Closing the achievement gap in science, “low-structure” classes compared to “high-structure” classes have been should that highly structured classes is better suited for learning compared to low structured classes. The difference is that low structure classes contain fewer tests that don’t necessarily test your knowledge of current and past material. While high structured classes include spaced quizzes that include prior knowledge. As part of this, the tests include whether mid-terms or finals. The objective is to include material from prior tests to allow for the student to reinforce their knowledge of the subject.

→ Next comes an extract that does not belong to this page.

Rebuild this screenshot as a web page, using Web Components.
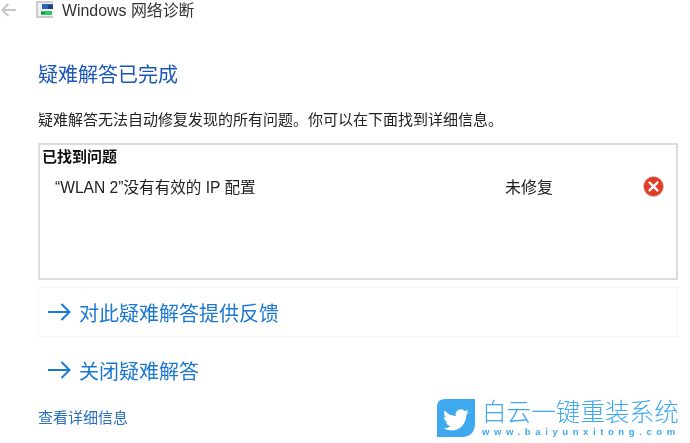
<!DOCTYPE html>
<html lang="zh">
<head>
<meta charset="utf-8">
<title>Windows 网络诊断</title>
<style>
html, body { margin: 0; padding: 0; background: #fff; }
body { width: 690px; height: 443px; overflow: hidden; font-family: "Liberation Sans", "Noto Sans CJK SC", sans-serif; color: #222; }
</style>
</head>
<body>
<diag-window>
    <title-bar slot="top">Windows 网络诊断</title-bar>
    <h-line>疑难解答已完成</h-line>
    <p-line>疑难解答无法自动修复发现的所有问题。你可以在下面找到详细信息。</p-line>
    <issue-box heading="已找到问题">
        <issue-row status="未修复">“WLAN 2”没有有效的 IP 配置</issue-row>
    </issue-box>
    <cmd-link boxed>对此疑难解答提供反馈</cmd-link>
    <cmd-link>关闭疑难解答</cmd-link>
    <foot-bar>
        <span slot="link">查看详细信息</span>
        <brand-logo slot="logo"></brand-logo>
    </foot-bar>
</diag-window>

<script>
const FONT = `"Liberation Sans", "Noto Sans CJK SC", sans-serif`;

class DiagWindow extends HTMLElement {
    constructor() {
        super();
        this.attachShadow({ mode: 'open' });
    }

    connectedCallback() {
        // the reference is a slightly soft upscaled capture
        this.shadowRoot.innerHTML = `
        <style>
        :host { display: block; width: 690px; height: 443px; background: #fff; font-family: ${FONT}; filter: blur(0.3px); }
        .content { display: flex; flex-direction: column; padding: 0 12px 0 38px; }
        </style>
        <slot name="top"></slot>
        <div class="content"><slot></slot></div>
      `;
    }
}

class TitleBar extends HTMLElement {
    constructor() {
        super();
        this.attachShadow({ mode: 'open' });
    }

    connectedCallback() {
        this.shadowRoot.innerHTML = `
        <style>
        :host { display: flex; align-items: center; height: 19px; padding-left: 1px; font-size: 15.9px; color: #333; }
        .back { width: 15px; height: 14px; margin-right: 20px; }
        .app { width: 19px; height: 17px; margin-right: 7px; }
        </style>
        <svg class="back" viewBox="0 0 15 14" fill="none" stroke="#c6c6c6" stroke-width="2">
            <path d="M1.4 7H15M7.4 1L1.4 7l6 6"/>
        </svg>
        <svg class="app" viewBox="0 0 19 17">
            <path d="M0 0H17V2H2V15H17V17H0Z" fill="#c9cbcd"/>
            <rect x="2" y="2" width="15" height="13" fill="#eef0f1"/>
            <rect x="6" y="3" width="11" height="5" fill="#2f62c0"/>
            <rect x="12" y="4" width="5" height="4" fill="#1b3f80"/>
            <rect x="5" y="10" width="11" height="4" fill="#2fc36a"/>
            <rect x="5" y="11" width="4" height="2" fill="#149a48"/>
        </svg>
        <slot></slot>
      `;
    }
}

class HLine extends HTMLElement {
    constructor() {
        super();
        this.attachShadow({ mode: 'open' }).innerHTML = `
        <style>
        :host { display: block; margin-top: 44px; height: 24px; line-height: 24px; font-size: 20px; color: #1a56b8; }
        </style>
        <slot></slot>`;
    }
}

class PLine extends HTMLElement {
    constructor() {
        super();
        this.attachShadow({ mode: 'open' }).innerHTML = `
        <style>
        :host { display: block; margin-top: 22px; height: 22px; line-height: 22px; font-size: 15px; color: #222; white-space: nowrap; }
        </style>
        <slot></slot>`;
    }
}

class IssueBox extends HTMLElement {
    constructor() {
        super();
        this.attachShadow({ mode: 'open' });
    }

    connectedCallback() {
        this.shadowRoot.innerHTML = `
        <style>
        :host { display: block; box-sizing: border-box; height: 137px; margin-top: 12px; border: 2px solid #dcdcdc; padding: 2px 0 0 2px; }
        .head { height: 20px; line-height: 20px; font-size: 15px; font-weight: bold; color: #111; }
        </style>
        <div class="head">${this.getAttribute('heading')}</div>
        <slot></slot>
      `;
    }
}

class IssueRow extends HTMLElement {
    constructor() {
        super();
        this.attachShadow({ mode: 'open' });
    }

    connectedCallback() {
        this.shadowRoot.innerHTML = `
        <style>
        :host { display: grid; grid-template-columns: 450px 138px 21px; align-items: center; margin-top: 7px; padding-left: 13px; height: 24px; font-size: 15.6px; color: #222; }
        .status { font-size: 16px; }
        svg { width: 21px; height: 21px; display: block; }
        </style>
        <div><slot></slot></div>
        <div class="status">${this.getAttribute('status')}</div>
        <svg viewBox="0 0 21 21">
            <circle cx="10.5" cy="10.5" r="10" fill="#e23b26" stroke="#c9c2bc" stroke-width="0.8"/>
            <path d="M6.6 6.6l7.8 7.8M14.4 6.6l-7.8 7.8" stroke="#fff" stroke-width="2.4" stroke-linecap="round"/>
        </svg>
      `;
    }
}

class CmdLink extends HTMLElement {
    constructor() {
        super();
        this.attachShadow({ mode: 'open' });
    }

    connectedCallback() {
        this.shadowRoot.innerHTML = `
        <style>
        :host { display: flex; align-items: center; box-sizing: border-box; height: 50px; margin-top: 7px; padding-left: 9px; border: 1px solid transparent; font-size: 20px; color: #1b78d2; }
        :host([boxed]) { border-color: #f6f6f6; }
        :host(:not([boxed])) { margin-top: 8px; }
        svg { width: 23px; height: 18px; margin-right: 8px; }
        </style>
        <svg viewBox="0 0 23 18" fill="none" stroke="#1b78d2" stroke-width="2">
            <path d="M0 9H21.5M13.5 1l8 8-8 8"/>
        </svg>
        <slot></slot>
      `;
    }
}

class FootBar extends HTMLElement {
    constructor() {
        super();
        this.attachShadow({ mode: 'open' });
    }

    connectedCallback() {
        this.shadowRoot.innerHTML = `
        <style>
        :host { display: flex; justify-content: space-between; align-items: flex-start; }
        .link { margin-top: 13px; font-size: 15px; line-height: 20px; color: #2a6fc0; white-space: nowrap; }
        </style>
        <div class="link"><slot name="link"></slot></div>
        <slot name="logo"></slot>
      `;
    }
}

class BrandLogo extends HTMLElement {
    constructor() {
        super();
        this.attachShadow({ mode: 'open' });
    }

    connectedCallback() {
        this.shadowRoot.innerHTML = `
        <style>
        :host { display: flex; gap: 7px; margin-top: 4px; margin-right: -2px; color: #3fa9f0; }
        svg { width: 38px; height: 38px; flex: none; }
        .text { display: flex; flex-direction: column; width: 198px; }
        .cn { font-size: 24.6px; line-height: 27px; font-weight: 300; white-space: nowrap; }
        .url { font-family: "Liberation Sans", sans-serif; font-size: 9.5px; line-height: 11px; letter-spacing: 4.6px; white-space: nowrap; font-weight: bold; }
        </style>
        <svg viewBox="0 0 38 38">
            <path d="M8 0H38V24Q38 38 24 38H0V8Q0 0 8 0Z" fill="#3fa9f0"/>
            <path transform="translate(6 8) scale(1.08)" fill="#fff" d="M23.95 4.57a10 10 0 01-2.82.77 4.96 4.96 0 002.16-2.72c-.95.55-2 .95-3.12 1.18a4.92 4.92 0 00-8.38 4.48C7.69 8.1 4.07 6.13 1.64 3.16a4.82 4.82 0 00-.67 2.48c0 1.71.87 3.21 2.19 4.1a4.9 4.9 0 01-2.23-.61v.06a4.92 4.92 0 003.95 4.83 5 5 0 01-2.21.08 4.94 4.94 0 004.6 3.42A9.87 9.87 0 010 19.54a14 14 0 007.56 2.21c9.05 0 14-7.5 14-13.98 0-.21 0-.42-.02-.63a9.94 9.94 0 002.46-2.55z"/>
        </svg>
        <div class="text">
            <div class="cn">白云一键重装系统</div>
            <div class="url">www.baiyunxitong.com</div>
        </div>
      `;
    }
}

customElements.define('diag-window', DiagWindow);
customElements.define('title-bar', TitleBar);
customElements.define('h-line', HLine);
customElements.define('p-line', PLine);
customElements.define('issue-box', IssueBox);
customElements.define('issue-row', IssueRow);
customElements.define('cmd-link', CmdLink);
customElements.define('foot-bar', FootBar);
customElements.define('brand-logo', BrandLogo);
</script>
</body>
</html>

The use of high structured classes will reduce the number of failure students compared to low structured classes. This leads to a reduction of the gap between the lower performing students and the higher performing students benefiting everyone that takes the given class. The ability to understand and stick the material of the class will then benefit the student in subsequent classes.

Tips For Trainers

In-Service Training

Conclusion

While the above contains a combinations of techniques on how one can go about learning new materials. It comes down to how determine one is to wanting to master a subject or task. The techniques above will only benefit one if one is consistent in following the above techniques. This is also true with anything that one is trying to accomplish. Even though the above is something that has been studied by scientists throughout our lovely planet. We should keep in mind that we are all individuals and one should not experiment with different techniques. Since, no one knows you better than yourself you should then use that knowledge to experiment with different techniques to determine what works best for you. In the end, I hope that this will be beneficial to others besides myself.